小学校も地域公民館や児童館が併設されているので、安心して児童館を利用することができ、共働きしながら子育てしやすい環境だと思います。
■担当者が感じる「須坂市に住む・働く」の魅力とは?
遊ぶ・働く・住む・育てる...すべてに利便性のある環境
須坂市は、長野市へ車で15~20分程度、小布施町も近く、ウィンタースポーツや登山をするにもアクセスのよい場所にあります。有名観光地へのアクセスは非常によいですが、須坂市自体は市内や日々の生活で渋滞に悩まされることもなく快適に過ごせます。
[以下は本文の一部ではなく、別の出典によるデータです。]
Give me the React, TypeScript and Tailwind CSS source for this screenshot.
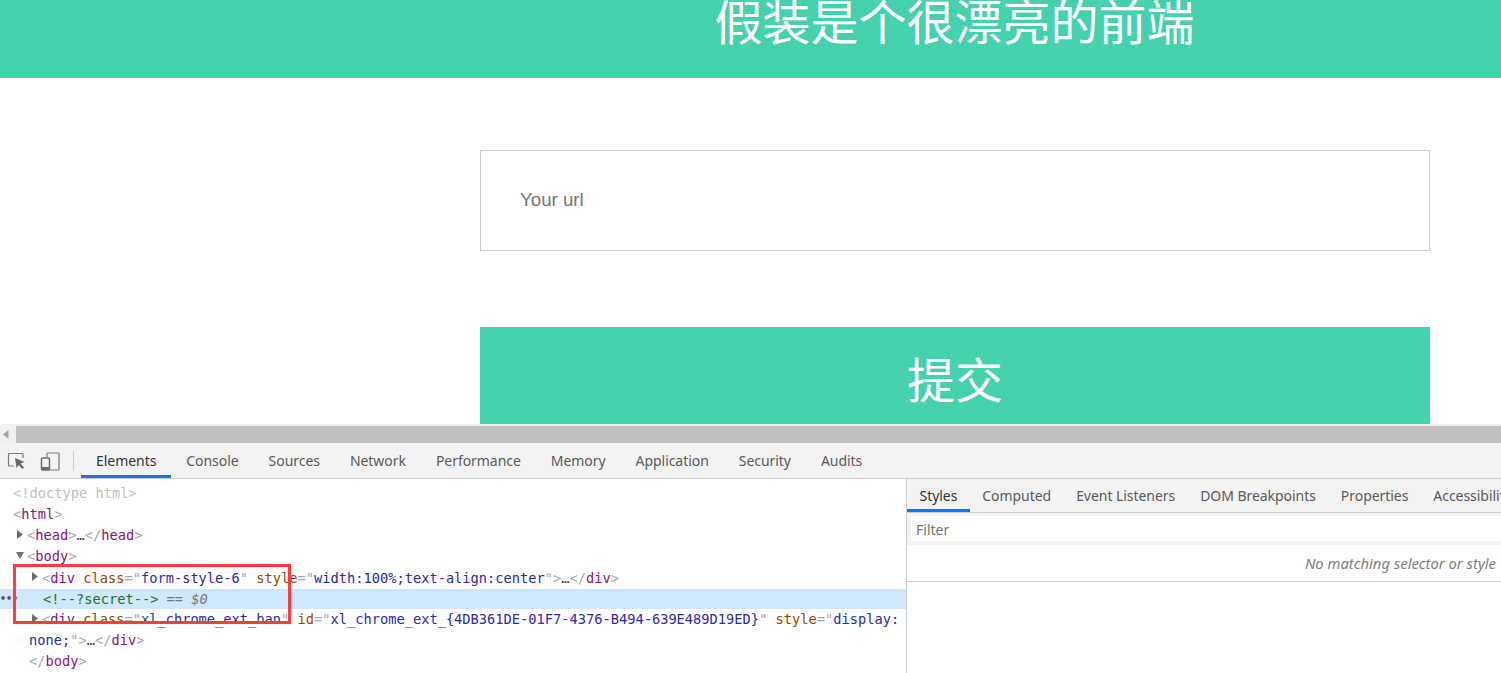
import React from "react";

const uiFont = "font-['Noto_Sans',sans-serif]";

const mainTabs = ["Elements", "Console", "Sources", "Network", "Performance", "Memory", "Application", "Security", "Audits"];
const sideTabs = ["Styles", "Computed", "Event Listeners", "DOM Breakpoints", "Properties", "Accessibility"];

const Arrow: React.FC<{ open?: boolean }> = ({ open }) => (
  <svg width="8" height="10" viewBox="0 0 8 10" className="shrink-0 mr-[3px] mb-[2px]">
    {open ? <path d="M0 1h8L4 8z" fill="#6e6e6e" /> : <path d="M1 0l6 4.5L1 9z" fill="#6e6e6e" />}
  </svg>
);

const Tag: React.FC<{ children: React.ReactNode }> = ({ children }) => <span className="text-[#881280]">{children}</span>;
const B: React.FC<{ children: React.ReactNode }> = ({ children }) => <span className="text-[#a8a8a8]">{children}</span>;
const Name: React.FC<{ children: React.ReactNode }> = ({ children }) => <span className="text-[#994500]">{children}</span>;
const Val: React.FC<{ children: React.ReactNode }> = ({ children }) => <span className="text-[#2a2aae]">{children}</span>;

const Row: React.FC<{ className?: string; arrow?: boolean; open?: boolean; children: React.ReactNode }> = ({ className, arrow, open, children }) => (
  <div className={`flex items-center whitespace-pre ${className ?? ""}`}>
    {arrow && <Arrow open={open} />}
    <span>{children}</span>
  </div>
);

const App: React.FC = () => {
  return (
    <div className="w-[1501px] h-[673px] overflow-hidden bg-white flex flex-col">
      {/* page */}
      <div className="h-[424px] shrink-0 overflow-hidden font-['Liberation_Sans','Noto_Sans_CJK_SC',sans-serif]">
        <div className="h-[78px] bg-[#45d1ae] flex items-end justify-center pl-[408px] pb-[24px] overflow-hidden">
          <h1 className="text-[48px] leading-[60px] font-normal text-white whitespace-nowrap">假装是个很漂亮的前端</h1>
        </div>
        <div className="ml-[480px] w-[950px] pt-[72px]">
          <input
            placeholder="Your url"
            className="block w-full h-[101px] border border-[#cccccc] px-[39px] pb-[2px] text-[18.700px] outline-none placeholder:text-[#757575]"
          />
          <button className="block mt-[76px] w-full h-[106px] pt-[4px] bg-[#45d1ae] text-white text-[48px] leading-[100px] font-normal">提交</button>
        </div>
      </div>

      {/* horizontal scrollbar */}
      <div className="h-[19px] shrink-0 bg-[#f1f1f1] pt-[2px] flex">
        <div className="w-[16px] h-[17px] flex items-center pl-[3px]">
          <svg width="6" height="9" viewBox="0 0 6 9"><path d="M5.500 0v9L0 4.500z" fill="#a3a3a3" /></svg>
        </div>
        <div className="flex-1 h-[17px] bg-[#c0c0c0]" />
      </div>

      {/* devtools toolbar */}
      <div className={`h-[36px] shrink-0 bg-[#f3f3f3] border-b border-[#cccccc] flex items-stretch ${uiFont}`}>
        <div className="w-[74px] flex items-center shrink-0 relative">
          <svg width="20" height="20" viewBox="0 0 20 20" className="ml-[7px]">
            <path d="M7 15H2.500A1 1 0 0 1 1.500 14V3.500A1 1 0 0 1 2.500 2.500H15A1 1 0 0 1 16 3.500V7" fill="none" stroke="#7a7a7a" strokeWidth="1.200" />
            <path d="M8 7l9.500 4-4 1.500 3.500 4-1.800 1.500-3.300-4-2.400 3z" fill="#666666" />
          </svg>
          <svg width="20" height="20" viewBox="0 0 20 20" className="ml-[13px]">
            <path d="M7 6V2.500A.5.5 0 0 1 7.500 2H18.500A.5.5 0 0 1 19 2.500V18.500A.5.5 0 0 1 18.500 19H9" fill="none" stroke="#7a7a7a" strokeWidth="1.200" />
            <rect x="1.500" y="7" width="8" height="12" rx="1" fill="none" stroke="#6e6e6e" strokeWidth="1.500" />
            <rect x="1.500" y="16" width="8" height="3" fill="#6e6e6e" />
          </svg>
          <div className="absolute right-0 top-[8px] w-px h-[20px] bg-[#cccccc]" />
        </div>
        <div className="flex pl-[7px]">
          {mainTabs.map((t, i) => (
            <div
              key={t}
              className={`px-[15px] flex items-center text-[14px] tracking-[-0.05px] h-[35px] ${i === 0 ? "text-[#333333] border-b-[3px] border-[#1a73e8] pt-[3px]" : "text-[#5a5a5a]"}`}
            >
              {t}
            </div>
          ))}
        </div>
      </div>

      {/* devtools body */}
      <div className="flex-1 flex min-h-0">
        <div className="w-[907px] shrink-0 border-r border-[#cccccc] pt-[4px] relative overflow-hidden font-['DejaVu_Sans_Mono',monospace] text-[13.700px]">
          <Row className="h-[21px] pl-[13px] text-[#c0c0c0]">{"<!doctype html>"}</Row>
          <Row className="h-[21px] pl-[13px]"><B>{"<"}</B><Tag>html</Tag><B>{">"}</B></Row>
          <Row className="h-[21px] pl-[16px]" arrow><B>{"<"}</B><Tag>head</Tag><B>{">"}</B><span className="text-[#444444]">…</span><B>{"</"}</B><Tag>head</Tag><B>{">"}</B></Row>
          <Row className="h-[21px] pl-[16px]" arrow open><B>{"<"}</B><Tag>body</Tag><B>{">"}</B></Row>
          <Row className="h-[22px] pl-[31px]" arrow>
            <B>{"<"}</B><Tag>div</Tag> <Name>class</Name><B>=</B><B>"</B><Val>form-style-6</Val><B>"</B> <Name>style</Name><B>=</B><B>"</B><Val>width:100%;text-align:center</Val><B>"</B><B>{">"}</B><span className="text-[#444444]">…</span><B>{"</"}</B><Tag>div</Tag><B>{">"}</B>
          </Row>
          <Row className="h-[20px] pl-[43px] bg-[#cfe8fc]">
            <span className="text-[#236e25]">{"<!--?secret-->"}</span><span className="text-[#777777]"> == </span><span className="italic text-[#777777]">$0</span>
          </Row>
          <Row className="h-[21px] pl-[31px]" arrow>
            <B>{"<"}</B><Tag>div</Tag> <Name>class</Name><B>=</B><B>"</B><Val>xl_chrome_ext_ban</Val><B>"</B> <Name>id</Name><B>=</B><B>"</B><Val>{"xl_chrome_ext_{4DB361DE-01F7-4376-B494-639E489D19ED}"}</Val><B>"</B> <Name>style</Name><B>=</B><B>"</B><Val>display:</Val>
          </Row>
          <Row className="h-[21px] pl-[29px]"><Val>none;</Val><B>"</B><B>{">"}</B><span className="text-[#444444]">…</span><B>{"</"}</B><Tag>div</Tag><B>{">"}</B></Row>
          <Row className="h-[21px] pl-[29px]"><B>{"</"}</B><Tag>body</Tag><B>{">"}</B></Row>
          {/* selected row dots */}
          <div className="absolute left-0 top-[115px] text-[#555555] text-[10px] leading-[10px] font-bold">•••</div>
          {/* red annotation box */}
          <div className="absolute left-[13px] top-[85px] w-[278px] h-[60px] border-[3px] border-[#ff3b3b]" />
        </div>

        <div className={`flex-1 min-w-0 overflow-hidden ${uiFont}`}>
          <div className="h-[34px] bg-[#f3f3f3] border-b border-[#cccccc] flex whitespace-nowrap">
            {sideTabs.map((t, i) => (
              <div
                key={t}
                className={`px-[12.500px] flex items-center text-[14px] tracking-[-0.05px] h-[33px] shrink-0 ${i === 0 ? "text-[#333333] border-b-[3px] border-[#1a73e8] pt-[3px]" : "text-[#5a5a5a]"}`}
              >
                {t}
              </div>
            ))}
          </div>
          <div className="h-[32px] bg-[#f3f3f3] pl-[4px] pt-[3px]">
            <div className="h-[25px] bg-white pl-[5px] pt-px flex items-center text-[14px] text-[#757575]">Filter</div>
          </div>
          <div className="h-[37px] border-b border-[#cccccc] flex items-center justify-end pr-[5px] text-[14.800px] italic text-[#808080]">
            No matching selector or style
          </div>
        </div>
      </div>
    </div>
  );
};

export default App;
利便性の高い都市部では、木に登ったことや畑で土をいじったことのない子どもも多いと聞きます。働くにも遊ぶにも困らない利便性の高い生活をしながら、土や木に触れ、川遊びをしながら子どもを育てることができるのが須坂市の良さだと思います。
地域に残る小学校や保育園で子育てがしやすい
昨今では保育園や小学校の統廃合が進んでいる地域もありますが、須坂市では統廃合をせずに施設を小規模にする等の対応で、地域に保育園や小学校を残しています。人口規模を考えると通常の倍くらいの数の保育園や小学校があり、その分小規模な保育や教育が実現しています。
そのためどこに住んでいても、最寄りの保育園へ車を運転して5分程度で送り迎えができます。パートで働く場合でも、長野市も含めて多くの求人から検討できますので、共働き支援という意味でも子育てがしやすい街だと思います。
新鮮な野菜や果物と保健補導員制度で健康に長生きできる街
須坂市に移住された方からは、「新鮮な農産物がおいしい」という声を聞きます。果樹も多く、JAの直売所だけでなく、スーパーにも地元野菜の直売コーナーがあり、また無人の野菜販売所も多くあります。このように新鮮な野菜や果物が豊富なことは、須坂市の魅力の1つです。
また、「保健補導員制度」により、市内では健康増進のための様々な活動が行われています。健康教室や高齢者サロン、子育て広場での栄養指導などがあり、「長野県・須坂エクササイズ」の本も発行されているほどです。
新鮮な野菜や果物に恵まれ、健康を支援する盛んな活動もあり、須坂市は日本一の健康長寿・長野県のなかでも「要介護認定率」が著しく低いのが特徴です。健康に長生きできる環境も須坂市の大きな魅力の1つですね。